Repeat each record exactly as written, and drop any images.

(Collection entries)
________________________________________

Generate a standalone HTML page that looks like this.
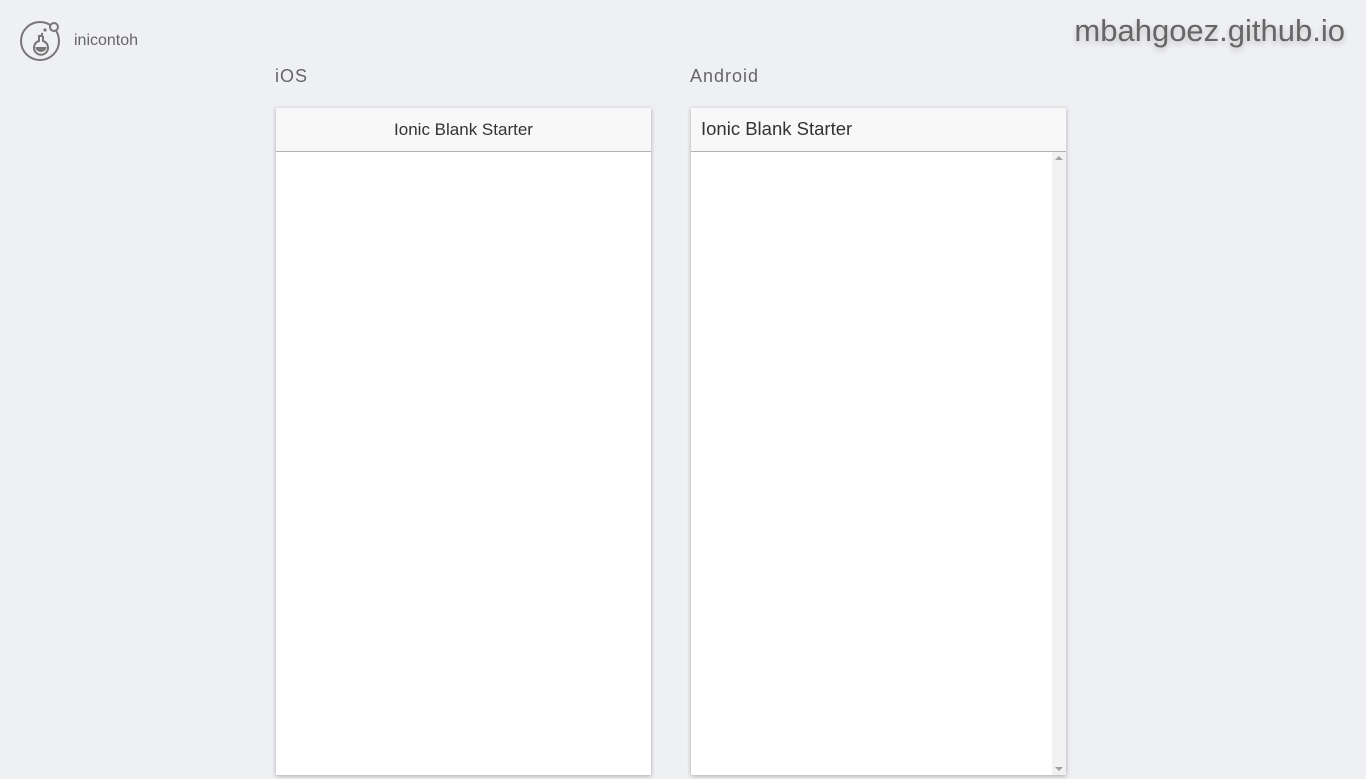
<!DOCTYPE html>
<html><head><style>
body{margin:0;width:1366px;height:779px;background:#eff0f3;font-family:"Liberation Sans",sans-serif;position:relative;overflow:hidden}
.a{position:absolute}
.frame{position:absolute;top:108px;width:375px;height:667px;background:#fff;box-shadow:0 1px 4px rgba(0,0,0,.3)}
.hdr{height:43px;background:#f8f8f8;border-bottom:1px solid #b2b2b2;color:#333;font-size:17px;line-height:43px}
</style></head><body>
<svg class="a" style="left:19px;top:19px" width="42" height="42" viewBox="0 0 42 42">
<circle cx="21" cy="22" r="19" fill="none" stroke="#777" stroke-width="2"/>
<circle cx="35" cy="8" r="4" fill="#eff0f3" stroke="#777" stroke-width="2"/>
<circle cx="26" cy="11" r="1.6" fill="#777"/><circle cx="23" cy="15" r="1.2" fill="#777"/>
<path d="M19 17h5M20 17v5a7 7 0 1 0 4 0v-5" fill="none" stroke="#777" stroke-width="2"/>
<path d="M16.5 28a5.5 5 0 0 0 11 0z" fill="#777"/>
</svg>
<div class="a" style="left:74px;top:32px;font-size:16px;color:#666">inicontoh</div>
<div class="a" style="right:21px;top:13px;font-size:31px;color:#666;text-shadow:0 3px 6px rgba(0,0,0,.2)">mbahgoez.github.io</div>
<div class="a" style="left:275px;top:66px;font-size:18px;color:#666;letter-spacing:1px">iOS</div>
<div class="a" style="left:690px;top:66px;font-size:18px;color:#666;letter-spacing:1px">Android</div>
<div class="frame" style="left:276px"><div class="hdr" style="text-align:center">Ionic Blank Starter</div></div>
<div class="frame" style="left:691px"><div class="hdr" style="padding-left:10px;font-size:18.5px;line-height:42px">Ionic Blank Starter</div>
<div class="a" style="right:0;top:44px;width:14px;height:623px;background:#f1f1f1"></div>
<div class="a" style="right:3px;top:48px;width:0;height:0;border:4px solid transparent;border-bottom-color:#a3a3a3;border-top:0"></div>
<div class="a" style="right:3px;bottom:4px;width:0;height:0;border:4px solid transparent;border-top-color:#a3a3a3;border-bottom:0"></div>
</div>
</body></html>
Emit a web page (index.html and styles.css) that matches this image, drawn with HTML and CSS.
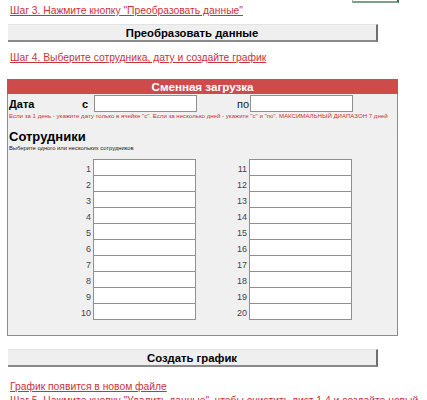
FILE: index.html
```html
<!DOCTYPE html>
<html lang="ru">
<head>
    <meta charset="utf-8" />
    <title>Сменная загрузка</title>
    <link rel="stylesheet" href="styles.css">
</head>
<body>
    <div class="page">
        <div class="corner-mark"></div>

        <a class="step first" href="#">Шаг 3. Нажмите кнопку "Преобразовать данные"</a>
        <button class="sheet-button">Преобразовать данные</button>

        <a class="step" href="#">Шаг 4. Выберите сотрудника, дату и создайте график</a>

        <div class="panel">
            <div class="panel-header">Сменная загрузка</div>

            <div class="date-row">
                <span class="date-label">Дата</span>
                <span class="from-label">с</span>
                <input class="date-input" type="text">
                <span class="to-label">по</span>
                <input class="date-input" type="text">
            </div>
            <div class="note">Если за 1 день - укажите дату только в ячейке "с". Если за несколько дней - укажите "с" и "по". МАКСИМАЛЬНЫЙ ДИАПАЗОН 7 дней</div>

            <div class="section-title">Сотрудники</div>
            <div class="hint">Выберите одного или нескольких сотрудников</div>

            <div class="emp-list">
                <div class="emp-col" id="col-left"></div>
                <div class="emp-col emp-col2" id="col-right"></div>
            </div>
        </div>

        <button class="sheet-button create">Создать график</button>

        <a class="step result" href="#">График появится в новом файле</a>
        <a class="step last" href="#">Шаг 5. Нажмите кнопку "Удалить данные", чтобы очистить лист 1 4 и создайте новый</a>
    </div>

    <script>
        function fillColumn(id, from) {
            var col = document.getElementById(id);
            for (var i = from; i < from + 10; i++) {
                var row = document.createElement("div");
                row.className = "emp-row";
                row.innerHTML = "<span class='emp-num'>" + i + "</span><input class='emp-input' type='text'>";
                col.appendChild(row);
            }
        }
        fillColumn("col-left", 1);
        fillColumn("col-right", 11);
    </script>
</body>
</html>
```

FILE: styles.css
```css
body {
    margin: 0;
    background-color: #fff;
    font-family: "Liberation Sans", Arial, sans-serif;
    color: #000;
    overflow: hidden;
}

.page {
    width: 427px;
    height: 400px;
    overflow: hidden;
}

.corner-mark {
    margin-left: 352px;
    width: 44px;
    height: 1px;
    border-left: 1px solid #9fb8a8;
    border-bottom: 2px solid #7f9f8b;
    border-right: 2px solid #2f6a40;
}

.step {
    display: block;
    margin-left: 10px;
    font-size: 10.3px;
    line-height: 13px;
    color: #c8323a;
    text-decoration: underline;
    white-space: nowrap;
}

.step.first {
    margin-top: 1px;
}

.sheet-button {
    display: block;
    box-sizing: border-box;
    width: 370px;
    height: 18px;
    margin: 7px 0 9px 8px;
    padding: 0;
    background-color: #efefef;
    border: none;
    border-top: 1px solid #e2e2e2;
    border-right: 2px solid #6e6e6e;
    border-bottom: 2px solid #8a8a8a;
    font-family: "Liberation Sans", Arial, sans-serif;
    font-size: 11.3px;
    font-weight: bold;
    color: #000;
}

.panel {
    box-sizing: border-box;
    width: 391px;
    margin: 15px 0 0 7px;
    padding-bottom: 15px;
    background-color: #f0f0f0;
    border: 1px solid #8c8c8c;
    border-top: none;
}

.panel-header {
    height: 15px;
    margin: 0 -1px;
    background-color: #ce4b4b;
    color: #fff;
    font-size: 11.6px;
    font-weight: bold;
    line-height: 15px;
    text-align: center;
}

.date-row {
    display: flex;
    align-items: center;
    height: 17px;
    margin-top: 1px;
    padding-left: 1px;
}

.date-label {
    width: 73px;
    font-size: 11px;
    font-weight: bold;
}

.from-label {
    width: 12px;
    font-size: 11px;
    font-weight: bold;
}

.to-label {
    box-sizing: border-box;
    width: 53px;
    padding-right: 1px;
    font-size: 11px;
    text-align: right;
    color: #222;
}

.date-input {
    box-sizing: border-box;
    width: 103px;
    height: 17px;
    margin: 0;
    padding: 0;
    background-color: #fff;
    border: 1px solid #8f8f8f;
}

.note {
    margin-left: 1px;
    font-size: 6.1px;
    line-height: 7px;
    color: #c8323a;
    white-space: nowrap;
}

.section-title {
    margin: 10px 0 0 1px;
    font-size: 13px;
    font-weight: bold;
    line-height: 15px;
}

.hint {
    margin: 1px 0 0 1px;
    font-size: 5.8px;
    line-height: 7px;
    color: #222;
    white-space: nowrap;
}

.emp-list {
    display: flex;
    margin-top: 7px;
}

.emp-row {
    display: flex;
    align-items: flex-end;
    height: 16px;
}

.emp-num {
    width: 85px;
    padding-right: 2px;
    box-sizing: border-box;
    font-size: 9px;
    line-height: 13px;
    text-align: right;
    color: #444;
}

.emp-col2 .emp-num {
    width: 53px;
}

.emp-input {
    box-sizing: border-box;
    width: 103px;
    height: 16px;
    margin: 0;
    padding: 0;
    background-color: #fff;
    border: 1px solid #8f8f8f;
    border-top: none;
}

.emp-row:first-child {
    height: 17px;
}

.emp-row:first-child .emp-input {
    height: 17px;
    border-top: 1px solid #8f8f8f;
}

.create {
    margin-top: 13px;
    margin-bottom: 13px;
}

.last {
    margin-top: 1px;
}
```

________________________________________

» WORKED SOLUTION
Generate a standalone HTML page that looks like this.
<!DOCTYPE html>
<html><head><style>
body{margin:0;width:1366px;height:779px;background:#eff0f3;font-family:"Liberation Sans",sans-serif;position:relative;overflow:hidden}
.a{position:absolute}
.frame{position:absolute;top:108px;width:375px;height:667px;background:#fff;box-shadow:0 1px 4px rgba(0,0,0,.3)}
.hdr{height:43px;background:#f8f8f8;border-bottom:1px solid #b2b2b2;color:#333;font-size:17px;line-height:43px}
</style></head><body>
<svg class="a" style="left:19px;top:19px" width="42" height="42" viewBox="0 0 42 42">
<circle cx="21" cy="22" r="19" fill="none" stroke="#777" stroke-width="2"/>
<circle cx="35" cy="8" r="4" fill="#eff0f3" stroke="#777" stroke-width="2"/>
<circle cx="26" cy="11" r="1.6" fill="#777"/><circle cx="23" cy="15" r="1.2" fill="#777"/>
<path d="M19 17h5M20 17v5a7 7 0 1 0 4 0v-5" fill="none" stroke="#777" stroke-width="2"/>
<path d="M16.5 28a5.5 5 0 0 0 11 0z" fill="#777"/>
</svg>
<div class="a" style="left:74px;top:32px;font-size:16px;color:#666">inicontoh</div>
<div class="a" style="right:21px;top:13px;font-size:31px;color:#666;text-shadow:0 3px 6px rgba(0,0,0,.2)">mbahgoez.github.io</div>
<div class="a" style="left:275px;top:66px;font-size:18px;color:#666;letter-spacing:1px">iOS</div>
<div class="a" style="left:690px;top:66px;font-size:18px;color:#666;letter-spacing:1px">Android</div>
<div class="frame" style="left:276px"><div class="hdr" style="text-align:center">Ionic Blank Starter</div></div>
<div class="frame" style="left:691px"><div class="hdr" style="padding-left:10px;font-size:18.5px;line-height:42px">Ionic Blank Starter</div>
<div class="a" style="right:0;top:44px;width:14px;height:623px;background:#f1f1f1"></div>
<div class="a" style="right:3px;top:48px;width:0;height:0;border:4px solid transparent;border-bottom-color:#a3a3a3;border-top:0"></div>
<div class="a" style="right:3px;bottom:4px;width:0;height:0;border:4px solid transparent;border-top-color:#a3a3a3;border-bottom:0"></div>
</div>
</body></html>
Emit a web page (index.html and styles.css) that matches this image, drawn with HTML and CSS.
FILE: index.html
```html
<!DOCTYPE html>
<html lang="ru">
<head>
    <meta charset="utf-8" />
    <title>Сменная загрузка</title>
    <link rel="stylesheet" href="styles.css">
</head>
<body>
    <div class="page">
        <div class="corner-mark"></div>

        <a class="step first" href="#">Шаг 3. Нажмите кнопку "Преобразовать данные"</a>
        <button class="sheet-button">Преобразовать данные</button>

        <a class="step" href="#">Шаг 4. Выберите сотрудника, дату и создайте график</a>

        <div class="panel">
            <div class="panel-header">Сменная загрузка</div>

            <div class="date-row">
                <span class="date-label">Дата</span>
                <span class="from-label">с</span>
                <input class="date-input" type="text">
                <span class="to-label">по</span>
                <input class="date-input" type="text">
            </div>
            <div class="note">Если за 1 день - укажите дату только в ячейке "с". Если за несколько дней - укажите "с" и "по". МАКСИМАЛЬНЫЙ ДИАПАЗОН 7 дней</div>

            <div class="section-title">Сотрудники</div>
            <div class="hint">Выберите одного или нескольких сотрудников</div>

            <div class="emp-list">
                <div class="emp-col" id="col-left"></div>
                <div class="emp-col emp-col2" id="col-right"></div>
            </div>
        </div>

        <button class="sheet-button create">Создать график</button>

        <a class="step result" href="#">График появится в новом файле</a>
        <a class="step last" href="#">Шаг 5. Нажмите кнопку "Удалить данные", чтобы очистить лист 1 4 и создайте новый</a>
    </div>

    <script>
        function fillColumn(id, from) {
            var col = document.getElementById(id);
            for (var i = from; i < from + 10; i++) {
                var row = document.createElement("div");
                row.className = "emp-row";
                row.innerHTML = "<span class='emp-num'>" + i + "</span><input class='emp-input' type='text'>";
                col.appendChild(row);
            }
        }
        fillColumn("col-left", 1);
        fillColumn("col-right", 11);
    </script>
</body>
</html>
```

FILE: styles.css
```css
body {
    margin: 0;
    background-color: #fff;
    font-family: "Liberation Sans", Arial, sans-serif;
    color: #000;
    overflow: hidden;
}

.page {
    width: 427px;
    height: 400px;
    overflow: hidden;
}

.corner-mark {
    margin-left: 352px;
    width: 44px;
    height: 1px;
    border-left: 1px solid #9fb8a8;
    border-bottom: 2px solid #7f9f8b;
    border-right: 2px solid #2f6a40;
}

.step {
    display: block;
    margin-left: 10px;
    font-size: 10.3px;
    line-height: 13px;
    color: #c8323a;
    text-decoration: underline;
    white-space: nowrap;
}

.step.first {
    margin-top: 1px;
}

.sheet-button {
    display: block;
    box-sizing: border-box;
    width: 370px;
    height: 18px;
    margin: 7px 0 9px 8px;
    padding: 0;
    background-color: #efefef;
    border: none;
    border-top: 1px solid #e2e2e2;
    border-right: 2px solid #6e6e6e;
    border-bottom: 2px solid #8a8a8a;
    font-family: "Liberation Sans", Arial, sans-serif;
    font-size: 11.3px;
    font-weight: bold;
    color: #000;
}

.panel {
    box-sizing: border-box;
    width: 391px;
    margin: 15px 0 0 7px;
    padding-bottom: 15px;
    background-color: #f0f0f0;
    border: 1px solid #8c8c8c;
    border-top: none;
}

.panel-header {
    height: 15px;
    margin: 0 -1px;
    background-color: #ce4b4b;
    color: #fff;
    font-size: 11.6px;
    font-weight: bold;
    line-height: 15px;
    text-align: center;
}

.date-row {
    display: flex;
    align-items: center;
    height: 17px;
    margin-top: 1px;
    padding-left: 1px;
}

.date-label {
    width: 73px;
    font-size: 11px;
    font-weight: bold;
}

.from-label {
    width: 12px;
    font-size: 11px;
    font-weight: bold;
}

.to-label {
    box-sizing: border-box;
    width: 53px;
    padding-right: 1px;
    font-size: 11px;
    text-align: right;
    color: #222;
}

.date-input {
    box-sizing: border-box;
    width: 103px;
    height: 17px;
    margin: 0;
    padding: 0;
    background-color: #fff;
    border: 1px solid #8f8f8f;
}

.note {
    margin-left: 1px;
    font-size: 6.1px;
    line-height: 7px;
    color: #c8323a;
    white-space: nowrap;
}

.section-title {
    margin: 10px 0 0 1px;
    font-size: 13px;
    font-weight: bold;
    line-height: 15px;
}

.hint {
    margin: 1px 0 0 1px;
    font-size: 5.8px;
    line-height: 7px;
    color: #222;
    white-space: nowrap;
}

.emp-list {
    display: flex;
    margin-top: 7px;
}

.emp-row {
    display: flex;
    align-items: flex-end;
    height: 16px;
}

.emp-num {
    width: 85px;
    padding-right: 2px;
    box-sizing: border-box;
    font-size: 9px;
    line-height: 13px;
    text-align: right;
    color: #444;
}

.emp-col2 .emp-num {
    width: 53px;
}

.emp-input {
    box-sizing: border-box;
    width: 103px;
    height: 16px;
    margin: 0;
    padding: 0;
    background-color: #fff;
    border: 1px solid #8f8f8f;
    border-top: none;
}

.emp-row:first-child {
    height: 17px;
}

.emp-row:first-child .emp-input {
    height: 17px;
    border-top: 1px solid #8f8f8f;
}

.create {
    margin-top: 13px;
    margin-bottom: 13px;
}

.last {
    margin-top: 1px;
}
```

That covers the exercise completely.